The Cornell political scientist is doing groundbreaking research on why marginalized people’s demands are often ignored.

A portrait illustration of Jamila Michener.
A portrait illustration of Jamila Michener.
Rebecca Clarke for Vox

Jamila Michener knows that fighting poverty means fighting for democracy

The Cornell political scientist is doing groundbreaking research on why marginalized people’s demands are often ignored.

Dylan Matthews
Dylan Matthews was a senior correspondent and head writer for Vox’s Future Perfect section. He is particularly interested in global health and pandemic prevention, anti-poverty efforts, economic policy and theory, and conflicts about the right way to do philanthropy.

The fights for racial and economic equality in the US have always been deeply interlinked. For decades, one of the nation’s leading civil rights leaders was A. Philip Randolph, the founder and leader of the country’s first major Black-led labor union. The March on Washington in 1963, where Martin Luther King delivered his “I Have a Dream” speech, was formally titled the March on Washington for Jobs and Freedom. After the passage of the Civil and Voting Rights Act, Randolph, King, and their comrade Bayard Rustin pushed for a “Freedom Budget,” an expansive spending program to reduce poverty and secure economic gains for workers of all races.

Political scientist and Cornell professor Jamila Michener is one of the most brilliant heirs to this legacy currently working. I met Michener at a conference three years ago, and spent much of the flight home reading every article of hers I could find. What unifies her work is a desire to examine social programs like Medicaid or food stamps from the bottom up: as they’re used and experienced by citizens, and as they shape how those citizens view their role in American democracy.

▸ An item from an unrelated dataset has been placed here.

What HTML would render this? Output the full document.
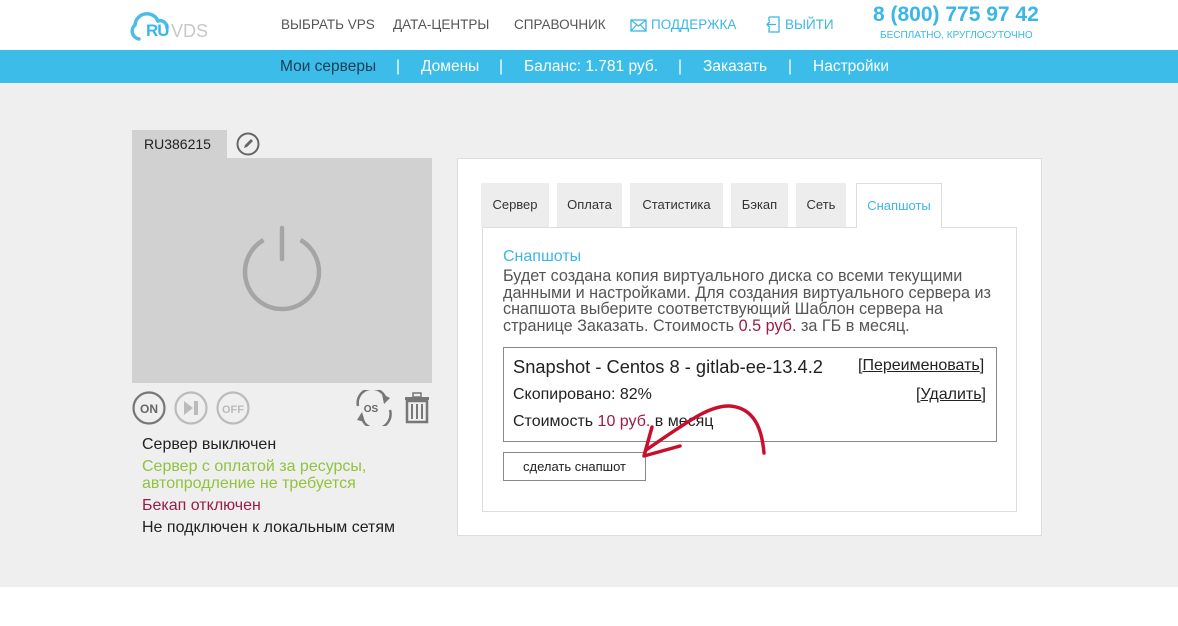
<!DOCTYPE html>
<html><head><meta charset="utf-8"><style>
*{margin:0;padding:0;box-sizing:border-box}
body{width:1178px;height:626px;background:#fff;font-family:"Liberation Sans",sans-serif;position:relative;overflow:hidden}
.a{position:absolute}
.hdr{top:0;left:0;width:1178px;height:50px;background:#fff}
.nav{font-size:13.5px;color:#555;top:17px}
.blue{color:#3ab7e6}
.bar{top:50px;left:0;width:1178px;height:33px;background:#3cbde9;box-shadow:0 2px 3px rgba(0,0,0,.2)}
.bar span{position:absolute;top:8px;font-size:15.5px;color:#fff}
.gray{top:83px;left:0;width:1178px;height:504px;background:#efefef}
.t{font-size:16px;color:#222}
.tab{top:183px;height:44px;background:#ededed;font-size:13px;color:#333;text-align:center;line-height:44px}
</style></head><body>
<div class="a hdr"></div>
<svg class="a" style="left:129px;top:9px" width="44" height="34" viewBox="0 0 44 34"><path d="M10 30 A8 8 0 0 1 6 16 A12 12 0 0 1 29 12 A7 7 0 0 1 38 19" fill="none" stroke="#4cbde6" stroke-width="3.5" stroke-linecap="round"/></svg>
<div class="a" style="left:146px;top:21px;font-size:17px;font-weight:bold;color:#3ab7e6;letter-spacing:-1px">RU</div>
<div class="a" style="left:171px;top:21px;font-size:18px;color:#c8c8c8">VDS</div>
<div class="a nav" style="left:281px">ВЫБРАТЬ VPS</div>
<div class="a nav" style="left:393px">ДАТА-ЦЕНТРЫ</div>
<div class="a nav" style="left:514px">СПРАВОЧНИК</div>
<svg class="a" style="left:630px;top:19px" width="17" height="13"><rect x="1" y="1" width="15" height="11" fill="none" stroke="#3ab7e6" stroke-width="1.3"/><path d="M1 1 L8.5 7 L16 1 M1 12 L6.5 6 M16 12 L10.5 6" fill="none" stroke="#3ab7e6" stroke-width="1.2"/></svg>
<div class="a nav blue" style="left:651px">ПОДДЕРЖКА</div>
<svg class="a" style="left:764px;top:16px" width="16" height="17"><path d="M5 1 H15 V16 H5 V12 M5 5 V1" fill="none" stroke="#3ab7e6" stroke-width="1.3"/><path d="M12 8.5 H3 M6 5.5 L3 8.5 L6 11.5" fill="none" stroke="#3ab7e6" stroke-width="1.3"/></svg>
<div class="a nav blue" style="left:785px">ВЫЙТИ</div>
<div class="a blue" style="left:873px;top:3px;font-size:21px;font-weight:bold">8 (800) 775 97 42</div>
<div class="a blue" style="left:880px;top:30px;font-size:10px">БЕСПЛАТНО, КРУГЛОСУТОЧНО</div>
<div class="a bar"><span style="left:280px;color:#1d3d55">Мои серверы</span><span style="left:396px">|</span><span style="left:421px">Домены</span><span style="left:499px">|</span><span style="left:524px">Баланс: 1.781 руб.</span><span style="left:678px">|</span><span style="left:703px">Заказать</span><span style="left:788px">|</span><span style="left:813px">Настройки</span></div>
<div class="a" style="left:322px;top:83px;width:0;height:0;border-left:6px solid transparent;border-right:6px solid transparent;border-top:6px solid #3cbde9"></div>
<div class="a gray"></div>
<div class="a" style="left:132px;top:130px;width:95px;height:28px;background:#d1d1d1;font-size:14px;color:#222;padding:6px 0 0 12px">RU386215</div>
<svg class="a" style="left:236px;top:132px" width="24" height="24"><circle cx="12" cy="12" r="10.5" fill="none" stroke="#666" stroke-width="2"/><path d="M8 16 L9 13 L15 7 L17 9 L11 15 Z" fill="#666"/></svg>
<div class="a" style="left:132px;top:158px;width:300px;height:225px;background:#d1d1d1"></div>
<svg class="a" style="left:240px;top:224px" width="84" height="92"><path d="M23.5 16 A37 37 0 1 0 60.5 16" fill="none" stroke="#a5a5a5" stroke-width="4.5"/><line x1="42" y1="4" x2="42" y2="35" stroke="#a5a5a5" stroke-width="4.5" stroke-linecap="round"/></svg>
<svg class="a" style="left:132px;top:390px" width="300" height="36">
<circle cx="17" cy="18" r="15.5" fill="none" stroke="#777" stroke-width="2.2"/><text x="17" y="23" font-size="12" font-weight="bold" fill="#666" text-anchor="middle" font-family="Liberation Sans">ON</text>
<circle cx="59" cy="18" r="15.5" fill="none" stroke="#bbb" stroke-width="2.2"/><path d="M52 11 L61 18 L52 25Z" fill="#bbb"/><rect x="62" y="11" width="4" height="14" fill="#bbb"/>
<circle cx="101" cy="18" r="15.5" fill="none" stroke="#bbb" stroke-width="2.2"/><text x="101" y="23" font-size="11" font-weight="bold" fill="#bbb" text-anchor="middle" font-family="Liberation Sans">OFF</text>
<path d="M226 16 A14 14 0 0 1 254 10 M258 20 A14 14 0 0 1 230 28" fill="none" stroke="#777" stroke-width="2.5"/><path d="M250 4 L258 8 L252 14Z M233 32 L225 30 L230 22Z" fill="#777"/><text x="239" y="22" font-size="10" font-weight="bold" fill="#666" text-anchor="middle" font-family="Liberation Sans">OS</text>
<rect x="273" y="7" width="24" height="3" fill="#777"/><rect x="281" y="3" width="8" height="4" fill="none" stroke="#777" stroke-width="1.5"/><path d="M275 11 H295 V32 H275Z" fill="none" stroke="#777" stroke-width="2.5"/><path d="M280 14 V29 M285 14 V29 M290 14 V29" stroke="#777" stroke-width="2"/>
</svg>
<div class="a t" style="left:142px;top:436px">Сервер выключен</div>
<div class="a t" style="left:142px;top:458px;color:#8ec43e;line-height:17px">Сервер с оплатой за ресурсы,<br>автопродление не требуется</div>
<div class="a t" style="left:142px;top:497px;color:#9b1b47">Бекап отключен</div>
<div class="a t" style="left:142px;top:519px">Не подключен к локальным сетям</div>
<div class="a" style="left:457px;top:158px;width:585px;height:378px;background:#fff;border:1px solid #ddd"></div>
<div class="a tab" style="left:481px;width:68px">Сервер</div>
<div class="a tab" style="left:557px;width:65px">Оплата</div>
<div class="a tab" style="left:630px;width:93px">Статистика</div>
<div class="a tab" style="left:731px;width:57px">Бэкап</div>
<div class="a tab" style="left:796px;width:50px">Сеть</div>
<div class="a" style="left:482px;top:227px;width:535px;height:285px;border:1px solid #ddd;background:#fff"></div>
<div class="a tab" style="left:856px;width:86px;height:45px;background:#fff;border:1px solid #ddd;border-bottom:none;color:#3ab7e6">Снапшоты</div>
<div class="a" style="left:503px;top:248px;font-size:16px;color:#3ab7e6">Снапшоты</div>
<div class="a" style="left:503px;top:268px;font-size:16.2px;color:#555;line-height:16.7px;width:495px">Будет создана копия виртуального диска со всеми текущими данными и настройками. Для создания виртуального сервера из снапшота выберите соответствующий Шаблон сервера на странице Заказать. Стоимость <span style="color:#9b1b47">0.5 руб.</span> за ГБ в месяц.</div>
<div class="a" style="left:503px;top:347px;width:494px;height:95px;border:1px solid #888"></div>
<div class="a" style="left:513px;top:356px;font-size:18.3px;color:#222">Snapshot - Centos 8 - gitlab-ee-13.4.2</div>
<div class="a" style="left:858px;top:357px;font-size:16px;color:#222">[<u>Переименовать</u>]</div>
<div class="a" style="left:513px;top:386px;font-size:16px;color:#222">Скопировано: 82%</div>
<div class="a" style="left:916px;top:386px;font-size:16px;color:#222">[<u>Удалить</u>]</div>
<div class="a" style="left:513px;top:413px;font-size:16px;color:#222">Стоимость <span style="color:#9b1b47">10 руб.</span> в месяц</div>
<div class="a" style="left:503px;top:452px;width:143px;height:29px;border:1px solid #888;background:#fff;font-size:13px;color:#222;text-align:center;line-height:27px">сделать снапшот</div>
<svg class="a" style="left:630px;top:400px" width="150" height="70"><path d="M134 53 C132 30 125 8 100 6 C80 5 60 20 16 50" fill="none" stroke="#c8102e" stroke-width="3.5" stroke-linecap="round"/><path d="M22 27 L14 56 L50 46" fill="none" stroke="#c8102e" stroke-width="3.5" stroke-linecap="round" stroke-linejoin="round"/></svg>
</body></html>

Her book on Medicaid showed how the sharp inequities in that program’s benefits from state to state place huge burdens on participants, particularly Black and Latino participants, and deter them from voting or participating in politics. Her main data set? Interviews with dozens of beneficiaries speaking for themselves about their experience with the program. Other work of hers takes a similar lens to the “motor voter” law requiring states to offer voter registration to people using government services. Some states comply more than others, and she finds that this has big implications for democratic participation.

But Michener is wise enough to know that her findings are not just details about Medicaid or Section 7 of the National Voter Registration Act. Her work indicts the broader structure of American federalism, and draws into question common theories about American politics. Political scientists have long viewed “policy feedback” as a key force: If seniors get Medicare for years, they become invested in the program and fight for its preservation and against cuts. But policy feedback, as Michener notes in another paper, varies by race and income: Not only do people on the margins generally have less voice, but the burdens of oppressively complex safety net programs reduce their voice still further.

Among other things, this observation helps explain the death of the expanded child tax credit in 2021. Policy feedback from the low-income, mostly nonwhite people who benefited most wasn’t enough to save it.

And if I may be so bold, I’d argue Michener’s work has international implications, too. Yes, her work is rooted deeply in peculiar American institutions. But it speaks broadly to the task of developing equitable policies in multiracial societies characterized by institutionalized prejudice. That’s America — but it’s also Western Europe, and much of Latin America, and beyond.